Mark's investments focus on fintech, real estate, and enterprise SaaS. His interests lie chiefly with businesses that increase back office and working capital efficiency, ease data and customer compliance for global scale, and enable earned wage access.
Mark helped build and lead business strategy and finance at Stripe, driving key initiatives for sales operations, global growth, and fundraising. He helped the company assess international product market fit, grow from 290 to 1,700 people, and move upmarket into late-stage and enterprise. Before that, Mark was an investor at GI Partners, focusing on vertical SaaS and insurance marketplaces, including the acquisition of MRI Software. He was also an investment banker at Goldman Sachs, and served as a board member of the Stonestown YMCA for three years.

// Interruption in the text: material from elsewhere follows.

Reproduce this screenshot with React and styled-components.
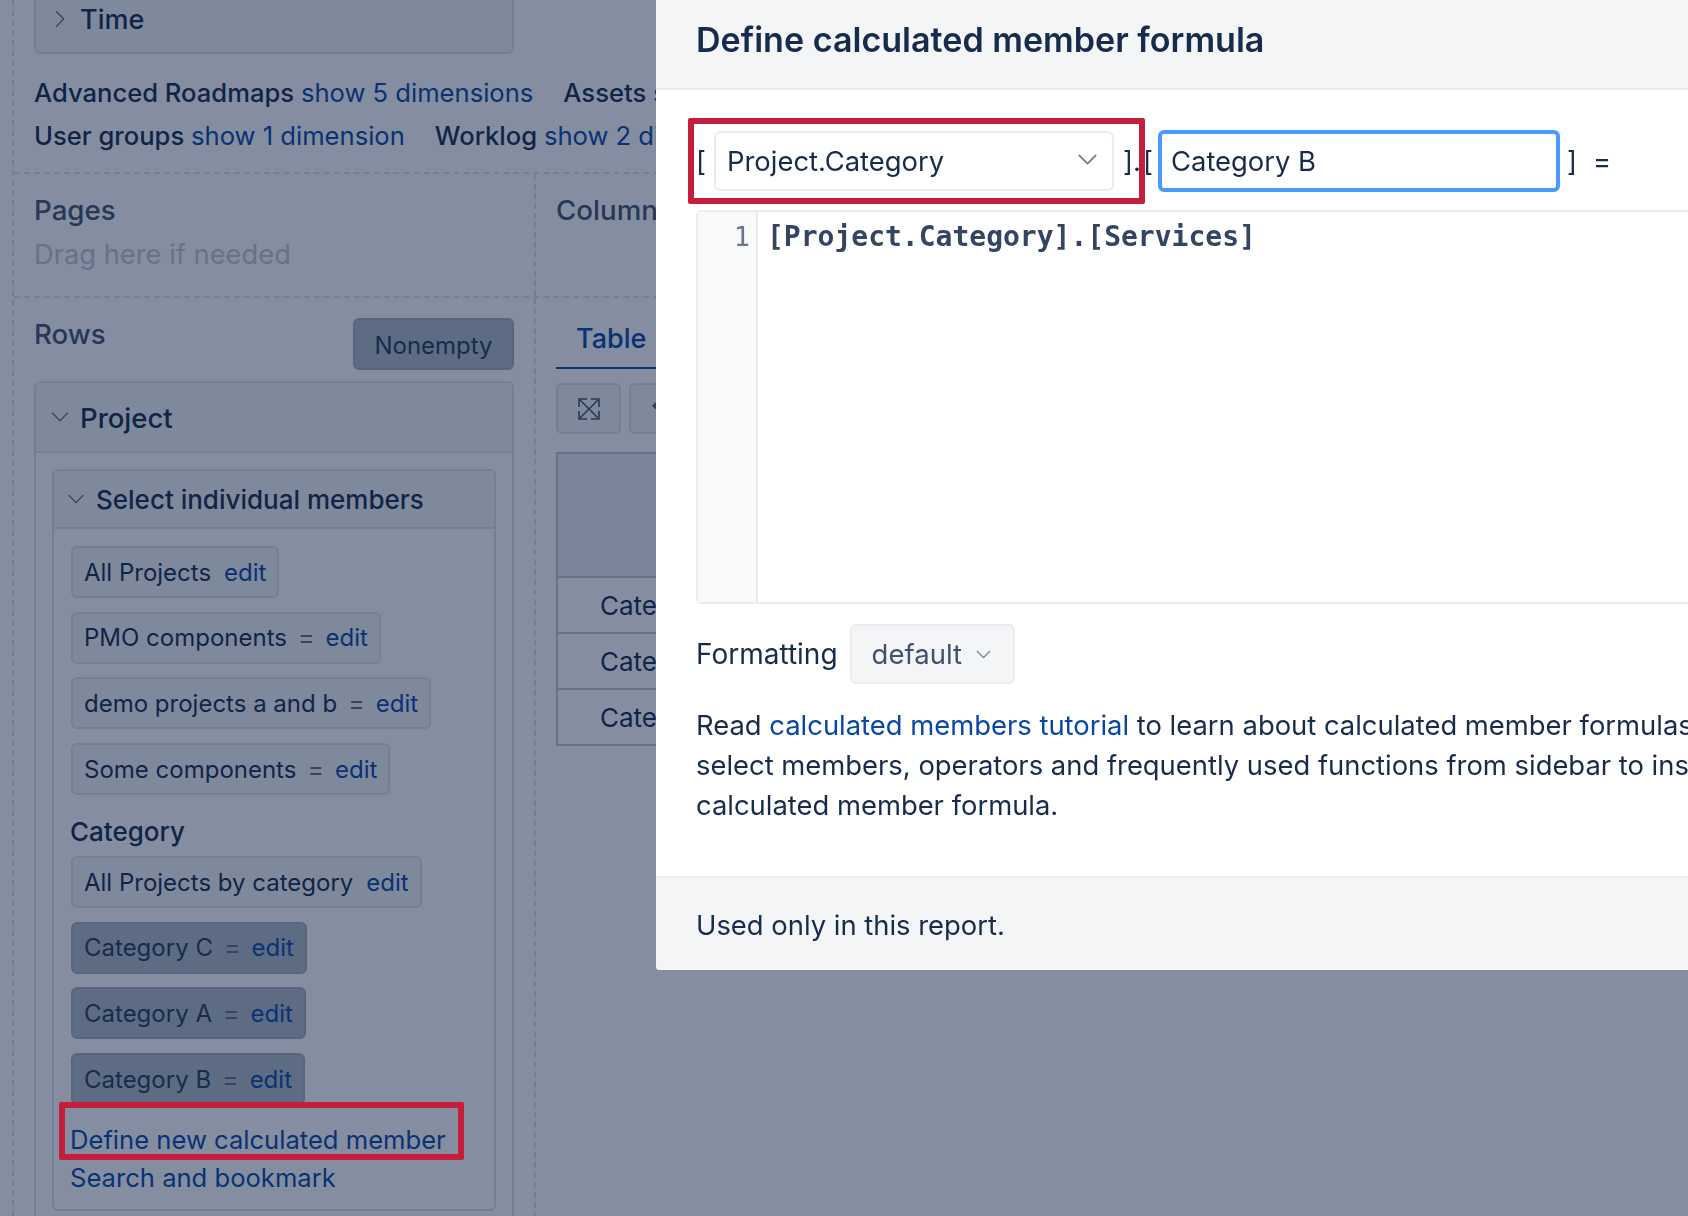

Mark graduated from UC Berkeley with a B.S. in business administration. He's a certified sommelier and part owner of the Brew Coop self-pour taproom.
How did you gravitate towards fintech in the first place?
MARK – I started as an undergrad in the heart of the recession. My mother is an immigrant and my father was stuck in an extremely cyclical business, so the downturn hit my family hard. Luckily, I was able to help over the years by working various jobs while in school. I decided to use a portion of my student loans to help them, knowing I was about to receive a signing bonus prior to starting my full-time job. However, I miscalculated the taxes on that bonus and found myself without enough capital to bridge between graduation and my first paycheck three months later. As I stood in line at a payday loan provider in Berkeley, reviewing the 40-60% APR on the 4-week loan I was about to withdraw, I knew there had to be a better way to serve this market.
This led me to believe there was massive opportunity to revamp credit underwriting, earned wage access, and lending, to name a few areas. One of my goals in moving to VC is to facilitate the growth and success of these upstart businesses, so a kid in my situation five years from now doesn’t have to deal with similar pain points.
What themes within fintech do you find the most compelling?
MARK – With so many areas ripe for technological innovation, my answer is usually a moving target. That said, I do find increasing automation, transparency, and efficiency within back office functions (e.g., treasury, accounts payable, accounting, etc), earned wage access enablement, neobank proliferation, disrupting the traditional credit underwriting model, increasing sensitivity around payments costs to ISVs, SMBs as a technologically underserved category, and burgeoning innovation in emerging markets intriguing.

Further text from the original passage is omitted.